Hidalgo County Historical Commission Chairman Gabriel Ozuna says the loss of those orchards and other formerly agricultural land around them that once made up the Shary Estate is worth being distraught over.

“It’s a shame that it was subdivided and sold off a piece at a time,” he said. “With the removal of the iconic cultural landscape, acres of citrus interspersed with palm trees, the integrity of the entire area will be permanently affected and our history diminished.”

Earlier this year, a drive down Shary Road offered a glimpse of what Ozuna meant. Past Shary’s mansion, the road dipped into a basin where, for a few moments, you could look out your window and see an oasis—green orchards, palms, irrigation lines stretching toward the horizon. It was a flash of what much of the Valley once looked like, back when citrus was king, the way it appears in old postcards and paintings. It was the Valley when citrus was mighty.

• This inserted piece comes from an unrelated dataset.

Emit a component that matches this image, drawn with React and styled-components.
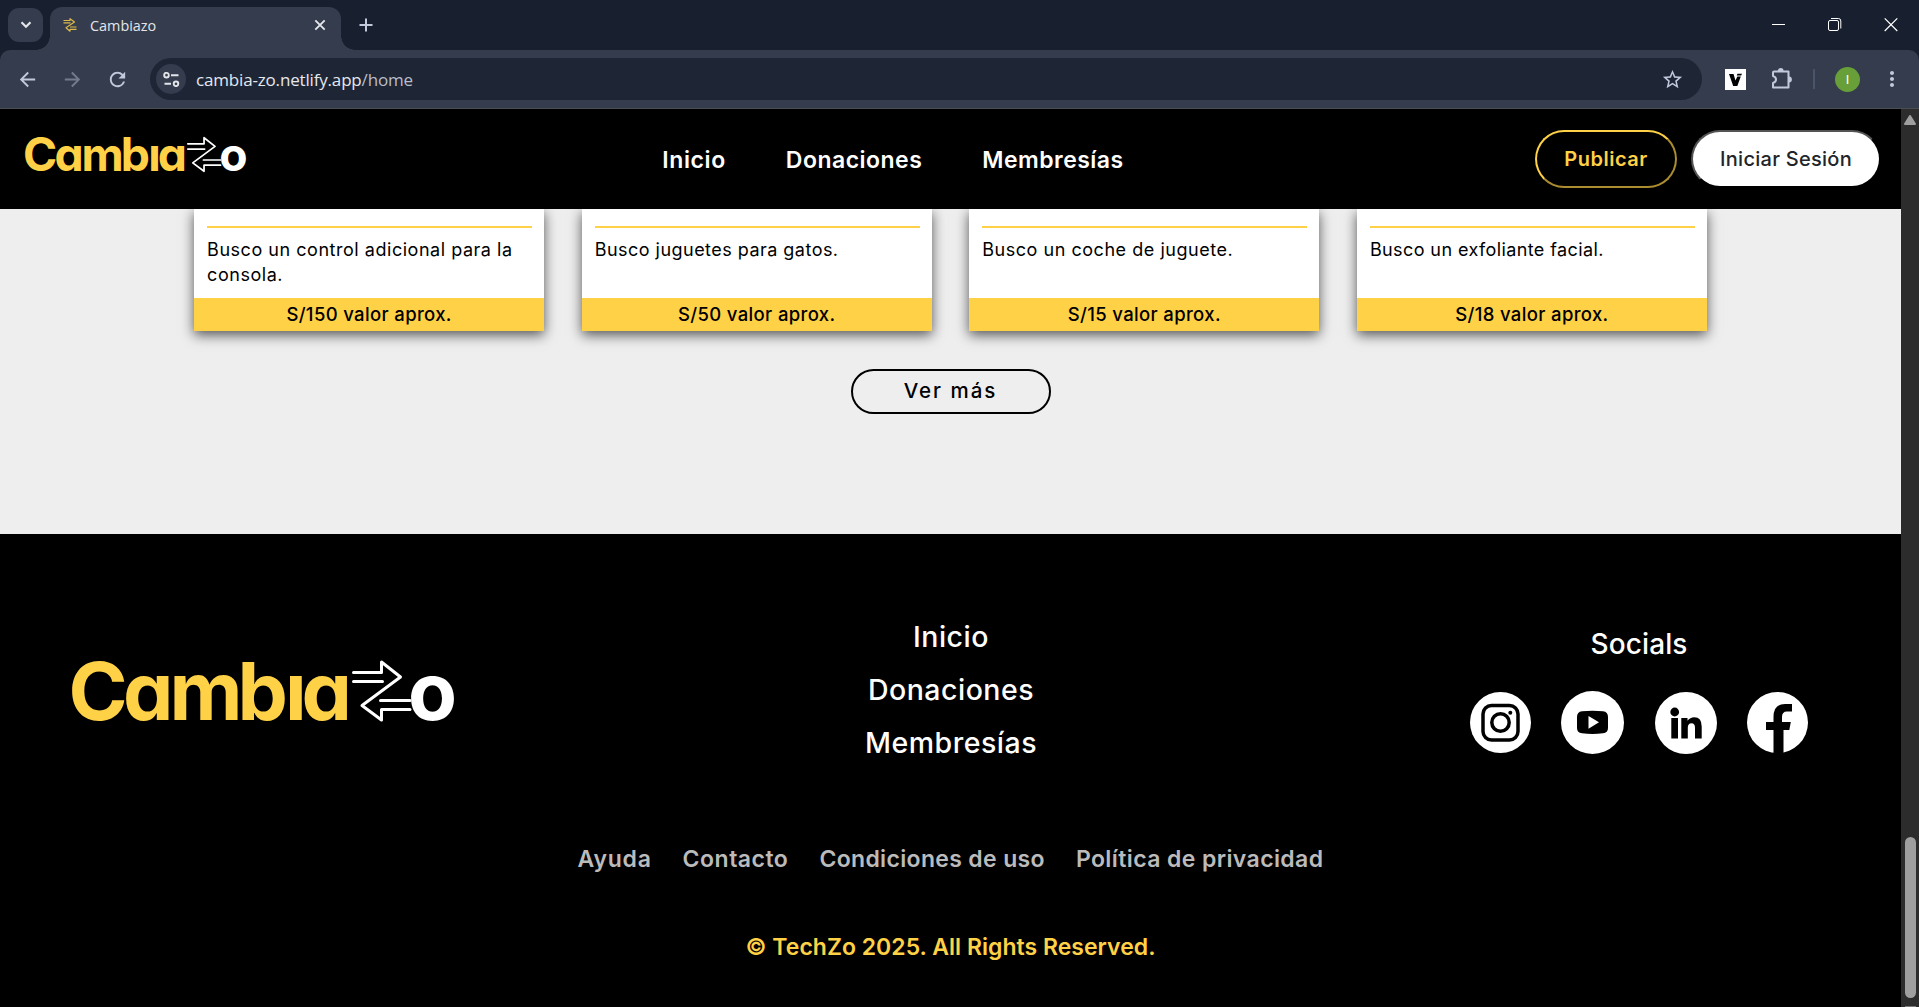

Today, that vision is fading.

Murden is grateful that Congresswoman Monica De La Cruz has carried the industry’s water concerns to Washington. In the 1950s, it was Washington that came here. Citrus held enough sway that President Dwight D. Eisenhower became the first sitting president to visit. He spent two nights at the Shary Mansion as the guest of Texas Governor Allan Shivers, who had married Shary’s daughter. Eisenhower’s staff didn’t give the press his itinerary for his South Texas trip. The Shary Estate’s manager did.

The orchards by the Shary Mansion weren’t just picturesque. They represented a point of pride and permanence in an industry that’s had a significant history but that’s now, in many ways, on the back foot.

That’s the way, at least, many Valley citrus growers saw them.

Earlier this summer, Murden drove through those orchards and saw the dozers moving.

“And I damned near cried,” he said. “That just gutshot me. It’s one of those things: you always think there’s gonna be citrus around the Shary Mansion. But nope. Times change.”